By DENISE MAYCOCK
Tribune Freeport Reporter
GRAND Bahama’s hotel and tourism industries have suffered a huge blow from Hurricane Matthew, which forced the closure of several resort properties on the island, including the two major anchor hotels in Lucaya.
Hundreds of hotel workers are out of work in the Port Lucaya area alone, where the Memories and Grand Lucayan Resorts are now closed due to hurricane damage.
It is déjà vu for Grand Bahama, which, in 2004, saw the closure of the 900-room Royal Oasis Resort following severe hurricane damage by Hurricane Frances. About 1,500 hotel workers lost their jobs, resulting in significant economic downturn and hardship in Freeport.

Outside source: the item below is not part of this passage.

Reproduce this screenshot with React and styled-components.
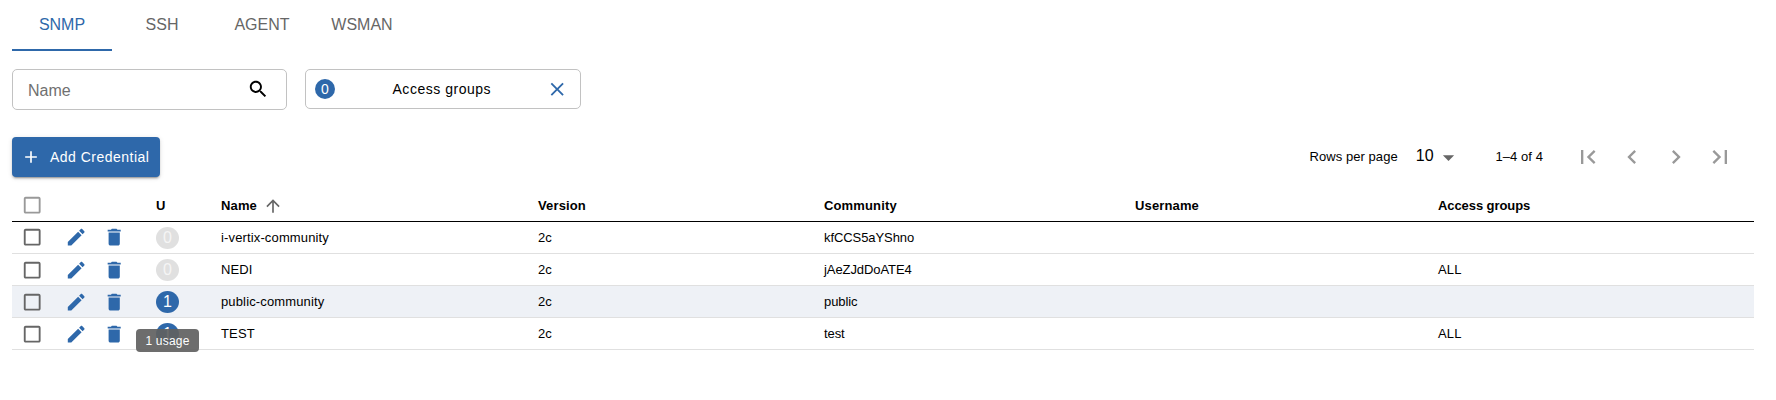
import React from "react";
import styled, { createGlobalStyle } from "styled-components";

const blue = "#2e68aa";

const GlobalStyle = createGlobalStyle`
  * { box-sizing: border-box; }
  body {
    margin: 0;
    background: #fff;
    color: #000;
    font-family: "Liberation Sans", Arial, sans-serif;
    font-size: 13px;
  }
  button { font-family: inherit; cursor: pointer; }
`;

const Page = styled.main`
  width: 1742px;
  min-height: 100vh;
  margin-left: 12px;
  display: flex;
  flex-direction: column;
`;

const Svg = styled.svg`
  display: block;
  flex: none;
  width: ${(p) => p.$size}px;
  height: ${(p) => p.$size}px;
  fill: currentColor;
`;

const paths = {
  search:
    "M15.5 14h-.79l-.28-.27C15.41 12.59 16 11.11 16 9.5 16 5.91 13.09 3 9.5 3S3 5.91 3 9.5 5.91 16 9.5 16c1.61 0 3.09-.59 4.23-1.57l.27.28v.79l5 4.99L20.49 19l-4.99-5zm-6 0C7.01 14 5 11.99 5 9.5S7.01 5 9.5 5 14 7.01 14 9.5 11.99 14 9.5 14z",
  close:
    "M19 6.41L17.59 5 12 10.59 6.41 5 5 6.41 10.59 12 5 17.59 6.41 19 12 13.41 17.59 19 19 17.59 13.41 12z",
  add: "M19 13h-6v6h-2v-6H5v-2h6V5h2v6h6v2z",
  up: "M4 12l1.41 1.41L11 7.83V20h2V7.83l5.58 5.59L20 12l-8-8-8 8z",
  box: "M19 5v14H5V5h14m0-2H5c-1.1 0-2 .9-2 2v14c0 1.1.9 2 2 2h14c1.1 0 2-.9 2-2V5c0-1.1-.9-2-2-2z",
  edit: "M3 17.25V21h3.75L17.81 9.94l-3.75-3.75L3 17.25zM20.71 7.04c.39-.39.39-1.02 0-1.41l-2.34-2.34c-.39-.39-1.02-.39-1.41 0l-1.83 1.83 3.75 3.75 1.83-1.83z",
  trash:
    "M6 19c0 1.1.9 2 2 2h8c1.1 0 2-.9 2-2V7H6v12zM19 4h-3.5l-1-1h-5l-1 1H5v2h14V4z",
  drop: "M7 10l5 5 5-5z",
  first: "M18.41 16.59L13.82 12l4.59-4.59L17 6l-6 6 6 6zM6 6h2v12H6z",
  prev: "M15.41 7.41L14 6l-6 6 6 6 1.41-1.41L10.83 12z",
  next: "M10 6L8.59 7.41 13.17 12l-4.58 4.59L10 18l6-6z",
  last: "M5.59 7.41L10.18 12l-4.59 4.59L7 18l6-6-6-6zM16 6h2v12h-2z",
};

const Icon = ({ name, size = 22.4 }) => (
  <Svg viewBox="0 0 24 24" $size={size} aria-hidden="true">
    <path d={paths[name]} />
  </Svg>
);

const Tabs = styled.nav`
  display: flex;
  height: 51px;
`;

const Tab = styled.button`
  width: 100px;
  height: 51px;
  border: 0;
  border-bottom: 2px solid ${(p) => (p.$active ? blue : "transparent")};
  background: none;
  padding: 1px 0 0;
  font-size: 16px;
  color: ${(p) => (p.$active ? blue : "#666")};
`;

const Filters = styled.div`
  display: flex;
  align-items: flex-start;
  gap: 18px;
  margin-top: 18px;
`;

const SearchField = styled.label`
  display: flex;
  align-items: center;
  width: 275px;
  height: 41px;
  padding: 0 17px 0 15px;
  border: 1px solid #c2c2c2;
  border-radius: 5px;
`;

const SearchInput = styled.input`
  flex: 1;
  min-width: 0;
  border: 0;
  outline: 0;
  padding: 2px 0 0;
  background: none;
  font: 16px "Liberation Sans", Arial, sans-serif;
  &::placeholder { color: #707070; opacity: 1; }
`;

const SearchIcon = styled.span`
  padding-bottom: 1px;
`;

const GroupFilter = styled.button`
  display: flex;
  align-items: center;
  justify-content: space-between;
  width: 276px;
  height: 40px;
  padding: 0 12px 0 9px;
  border: 1px solid #c2c2c2;
  border-radius: 5px;
  background: #fff;
  color: #000;
  font-size: 14px;
  letter-spacing: 0.52px;
`;

const GroupLabel = styled.span`
  padding-left: 3px;
`;

const Count = styled.span`
  width: 20px;
  height: 20px;
  border-radius: 50%;
  background: ${blue};
  color: #fff;
  line-height: 20px;
  text-align: center;
  letter-spacing: 0;
`;

const ClearIcon = styled.span`
  color: ${blue};
`;

const Toolbar = styled.div`
  display: flex;
  align-items: center;
  justify-content: space-between;
  height: 40px;
  margin-top: 27px;
`;

const AddButton = styled.button`
  display: flex;
  align-items: center;
  gap: 9px;
  width: 148px;
  height: 40px;
  padding: 0 0 0 9px;
  border: 0;
  border-radius: 4px;
  background: ${blue};
  color: #fff;
  font-size: 14px;
  letter-spacing: 0.48px;
  white-space: nowrap;
  box-shadow: 0 3px 1px -2px rgba(0, 0, 0, 0.2), 0 2px 2px rgba(0, 0, 0, 0.14),
    0 1px 5px rgba(0, 0, 0, 0.12);
`;

const Pagination = styled.div`
  display: flex;
  align-items: center;
  padding-right: 12px;
`;

const RowsLabel = styled.span`
  padding-bottom: 1px;
  letter-spacing: 0.06px;
`;

const PageSize = styled.span`
  display: flex;
  align-items: center;
  margin: 0 34px 0 18px;
  font-size: 16px;
  padding-bottom: 2px;
  svg { color: #666; margin-left: 1px; position: relative; top: 1px; }
`;

const PageButtons = styled.div`
  display: flex;
  margin-left: 23px;
`;

const PageButton = styled.button`
  padding: 8px;
  border: 0;
  background: none;
  color: #999;
`;

const Table = styled.div`
  margin-top: 13px;
`;

const Row = styled.div`
  display: grid;
  grid-template-columns: 45px 38px 59px 67px 317px 286px 311px 303px 1fr;
  align-items: center;
  height: 32px;
  border-bottom: 1px solid ${(p) => (p.$head ? "#000" : "#e0e0e0")};
  background: ${(p) => (p.$hover ? "#eef1f6" : "transparent")};
  font-weight: ${(p) => (p.$head ? 700 : 400)};
`;

const Cell = styled.span`
  display: flex;
  align-items: center;
  gap: 6px;
  padding-left: ${(p) => p.$indent || 0}px;
  white-space: nowrap;
  letter-spacing: ${(p) => (p.$tight ? "-0.08px" : "0.14px")};
  svg { color: #666; }
`;

const CheckCell = styled.span`
  padding-left: 9px;
  padding-top: ${(p) => (p.$low ? 1 : 0)}px;
  color: ${(p) => (p.$dim ? "#999" : "#666")};
`;

const ActionCell = styled.span`
  padding-left: 8px;
  padding-top: ${(p) => (p.$low ? 1 : 0)}px;
  color: ${blue};
`;

const UsageCell = styled.span`
  position: relative;
  padding-left: 2px;
  padding-top: ${(p) => (p.$low ? 1 : 0)}px;
`;

const Usage = styled.span`
  display: block;
  width: 23px;
  height: 22px;
  border-radius: 50%;
  background: ${(p) => (p.$used ? blue : "#e0e0e0")};
  color: ${(p) => (p.$used ? "#fff" : "#f5f5f5")};
  font-size: 16px;
  line-height: 22px;
  text-align: center;
`;

const Tooltip = styled.span`
  position: absolute;
  z-index: 1;
  top: 39px;
  left: -18px;
  width: 63px;
  height: 23px;
  border-radius: 4px;
  background: rgba(97, 97, 97, 0.92);
  color: #fff;
  font-size: 12px;
  letter-spacing: 0.2px;
  line-height: 24px;
  text-align: center;
  white-space: nowrap;
`;

const credentials = [
  { name: "i-vertix-community", usage: 0, community: "kfCCS5aYShno", groups: "" },
  { name: "NEDI", usage: 0, community: "jAeZJdDoATE4", groups: "ALL" },
  { name: "public-community", usage: 1, community: "public", groups: "", hover: true },
  { name: "TEST", usage: 1, community: "test", groups: "ALL" },
];

export default function App() {
  return (
    <Page>
      <GlobalStyle />
      <Tabs>
        {["SNMP", "SSH", "AGENT", "WSMAN"].map((t, i) => (
          <Tab key={t} $active={i === 0}>{t}</Tab>
        ))}
      </Tabs>
      <Filters>
        <SearchField>
          <SearchInput placeholder="Name" />
          <SearchIcon><Icon name="search" /></SearchIcon>
        </SearchField>
        <GroupFilter>
          <Count>0</Count>
          <GroupLabel>Access groups</GroupLabel>
          <ClearIcon><Icon name="close" /></ClearIcon>
        </GroupFilter>
      </Filters>
      <Toolbar>
        <AddButton>
          <Icon name="add" size={20} />
          Add Credential
        </AddButton>
        <Pagination>
          <RowsLabel>Rows per page</RowsLabel>
          <PageSize>
            10
            <Icon name="drop" size={27} />
          </PageSize>
          <RowsLabel>1–4 of 4</RowsLabel>
          <PageButtons>
            {["first", "prev", "next", "last"].map((n) => (
              <PageButton key={n} aria-label={n}><Icon name={n} size={28} /></PageButton>
            ))}
          </PageButtons>
        </Pagination>
      </Toolbar>
      <Table>
        <Row $head>
          <CheckCell $dim><Icon name="box" /></CheckCell>
          <span />
          <span />
          <Cell $indent={2}>U</Cell>
          <Cell>Name <Icon name="up" size={20} /></Cell>
          <Cell>Version</Cell>
          <Cell>Community</Cell>
          <Cell>Username</Cell>
          <Cell $tight>Access groups</Cell>
        </Row>
        {credentials.map((c, i) => (
          <Row key={c.name} $hover={c.hover}>
            <CheckCell $low={i > 0}><Icon name="box" /></CheckCell>
            <ActionCell $low={i > 0}><Icon name="edit" /></ActionCell>
            <ActionCell $low={i > 0}><Icon name="trash" /></ActionCell>
            <UsageCell $low={i > 0}>
              <Usage $used={c.usage > 0}>{c.usage}</Usage>
              {c.hover && <Tooltip>{c.usage} usage</Tooltip>}
            </UsageCell>
            <Cell>{c.name}</Cell>
            <Cell>2c</Cell>
            <Cell $tight>{c.community}</Cell>
            <Cell />
            <Cell>{c.groups}</Cell>
          </Row>
        ))}
      </Table>
    </Page>
  );
}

Unlike that property which has never recovered and remains closed, the hotels have started restoration and are expected to re-open within a month or two.
Restoration work has started at 496-room Memories, which is projecting to open on December 10. Its 500 workers in the meantime, according to the resort, will undergo extensive customer service retraining.

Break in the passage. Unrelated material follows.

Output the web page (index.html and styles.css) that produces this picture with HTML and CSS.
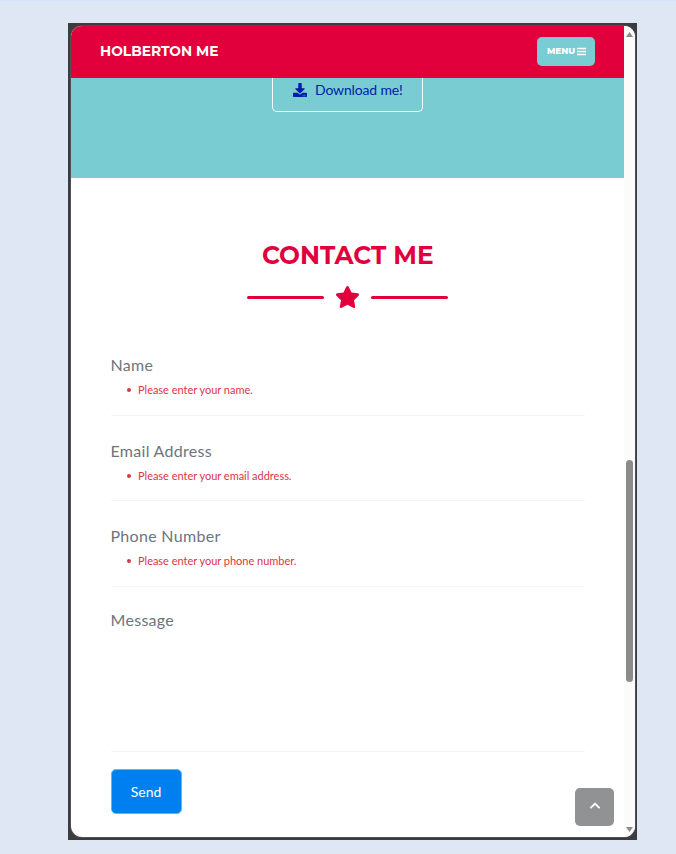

The Grand Lucayan Resort is expected to open on November 7. The 519-room property, which consists of Breaker’s Cay and Lighthouse Pointe, is undergoing repair for significant roof damage.
Treasure Bay Casino also sustained roof damage. The boutique-style Pelican Bay Resort at Port Lucaya also had significant damage. Port Lucaya Marketplace, a major shopping hub in Port Lucaya, was also damaged, but the clean up is underway and merchants are awaiting restoration of power there.
Further east, the Taino Beach Resort and Viva Wyndham Fortuna Beach Resort also suffered major damage and are closed. While there is no opening date for the former, the latter is expected to open on November 14.
The Viva Wyndham property took a pounding during the storm and Sanitation Services were clearing away large pieces of debris.
In Freeport, while the Castaways Resort also sustained major roof damage to the fourth floor of its east building, its west building was not damaged and the property is still open for business, according to V C Grant, marketing and sales director of Castaways Resort.
Despite the devastation in West End, the Old Bahama Bay Resort sustained only minimal damage and hotel officials are awaiting both water and power restoration to open.
Magnus Alnebeck, of Pelican Bay Resort, said there was “substantial” damage at the 184-room property. The-four story Canal House suffered significant roof and water damage, but is now restored and opened for business.
He reported that 120 rooms can be used. “They are far from perfect and some have received quite substantial water damage, but we want to look after guests who need to be here for restoration of the island,” he said.
“We received substantial damage and I think we could have done, which is so tempting, which is to wait for an insurance adjuster and send people home and file for big loss of business claim. But we are determined, and we realise we need a hotel in Grand Bahama to put up these people who are coming here to put our community back in order,” he said.
Sabor restaurant and the bar at Pelican Bay are also open for business. Mr Alnebeck commended his staff for their quick response and helping with the cleanup efforts.
Restoration is also underway at the Garden of the Groves, the island’s only botanical attraction. Tours are expected to commence on October 31.
The island’s cruise arrivals have declined. Carnival Cruise Line has reviewed its itinerary and has made appropriate adjustments.
The Grand Celebration is still resuming ferry services from West Palm Beach to Freeport, and will be promoting two-night Bahamas cruises to the island.
Betty Bethel, director of tourism at the Ministry of Tourism, and Russell Miller, chairman of the Grand Bahama Island Tourism Board, could not be reached for comment yesterday concerning the state of the tourism and hotel industries on Grand Bahama.
“The tourism industry has taken the biggest hit than ever before,” said Grand Bahama resident and well-known artist Mike Rolle, a guest on the ‘Darold Miller Live’ radio talk show broadcast from Grand Bahama yesterday.
He estimated that 800 to 1,000 hotel workers are out of work now in Grand Bahama.
“We know that it will take now at least a month before we can get some tourists in here,” he said. “And until these tourists start to arrive, all those taxi cab drivers are not going to be working; all those tour operators are not going to be working and all persons working in the tourism industry are not going to be working.
“It is an uphill battle. We need to stop the fall and find a way to cause these tourists to start coming back again, and it needs to happen soon,” he stressed.
For many years Freeport was referred to as the “Magic City,” but now some feel that it is no longer a relevant epithet.
Mr Rolle that while the “Magicians of Freeport” have done wonders for the city, they are now dead. While he expressed the greatest respect for Wallace Groves, Sir Charles Hayward, Sir Jack Hayward, and Edward St George, the pioneers and developers of Freeport, he said they are dead and it is time for a new name - “Miracle City”.